Помню чувство освобождения от родительской опеки. Помню загадочную фразу Киммельмахера, потрясшую нашу физичку (это уже шестой класс):
– …Солнце движется по эвклёптике…
Помню (опять первый класс), как возвращался из школы, извоженный в чернилах, словно я не вгрызался на занятиях в гранит науки (это было совершенно исключено), а часами стоял под чернильным душем. Я врывался в дом, яростно забрасывал в самый дальний угол портфель, вызывавший у меня крайнюю степень неприязни, и с криком «Мама, я сегодня четверку получил!» улепетывал на улицу.
Вслед за мной из комнаты вылетал мамин крик:
– По какому предмету, сыночек?
– Два по арифметике и два по грамматике! – неслось от меня в сторону комнаты.
Из комнаты, совсем уже слабо, доносились отголоски маминых проклятий по этому безрадостному поводу, но мне было уже все равно. Я был на У-ЛИ-ЦЕ!
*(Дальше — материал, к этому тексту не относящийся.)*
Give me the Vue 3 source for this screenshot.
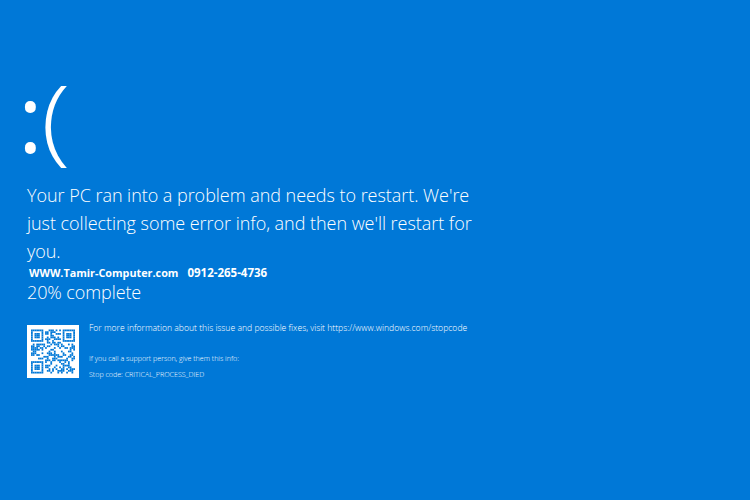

Улица в маленьком провинциальном городе – совсем не то, что улица в Москве или, скажем, в Петербурге. Провинциальная улица – это что-то до болезненности въедливое. Въедливое и знакомое от камня мостовой до выбитого зуба в уже и без того выщербленном рту постоянно пьяного дворника Жоры. Провинциальная улица – это нечто огромное, как сам мир, и интимное, как блудливая мысль о первой, еще не состоявшейся женщине. Сам воздух этой улицы был какой-то необычный, не имевший ничего общего с воздухом соседней улицы, потому что воздух соседней улицы был воздухом именно соседней улицы, а не нашей.
Улица в первую очередь манила меня футболом. Футбол я любил фанатически. Зеленый газон, свисток судьи, предвещающий начало матча, мяч, трепещущий в сетке, – все это возбуждало меня, как возбуждает алкоголика недопитая бутылка.
Однажды я встретил на улице знаменитого защитника Володю Ларина. Володю Ларина весь город носил на руках, а его именем одинаково бредили как взрослые дяди, так и безусые пацаны. От волнения у меня пересохло в горле. Мне очень хотелось, чтобы Ларин сказал хоть что-нибудь. Именно мне сказал. Во что бы то ни стало. Ларин стремительно приближался. В башке грохотал сумасшедший разладившийся оркестр, и, когда мы наконец поравнялись с Лариным, я испуганно выдохнул:
– Который час?
– Пошел на хер, – ответил Ларин, даже не повернув в мою сторону свою красивую, аккуратную брюнетную голову.
Два чувства боролись во мне. Первое говорило: «Ну вот ты и добился. Он с тобой поговорил. Ну и чудненько». «Чё чудненько? – возмущалось второе. – Тебя послали, а ты: „чудненько!“»
И все-таки тщеславие взяло верх. И, повстречав одноклассника, я небрежно заметил:
– А меня сейчас Ларин на хер послал.
– Да ну?! – не поверил тот. – Поклянись!
– Чтоб мне сдохнуть! – поклялся я.
Весь следующий день я был героем школы. Только и было разговоров: «Ты слышал, вчера Ларин Илюху на хер послал!» И даже не знавшие меня шестиклассники уважительно показывали на меня пальцем и говорили:
– Вот идет тот самый чувак, которого Ларин на хер послал.
Я был польщен повышенным вниманием к моей персоне. Не скрою: это приятно волновало.
…Итак, футбол. Я мог гонять мяч часами, сутками и даже неделями. Мне было совершенно все равно, где и с кем – мне был важен сам процесс играния.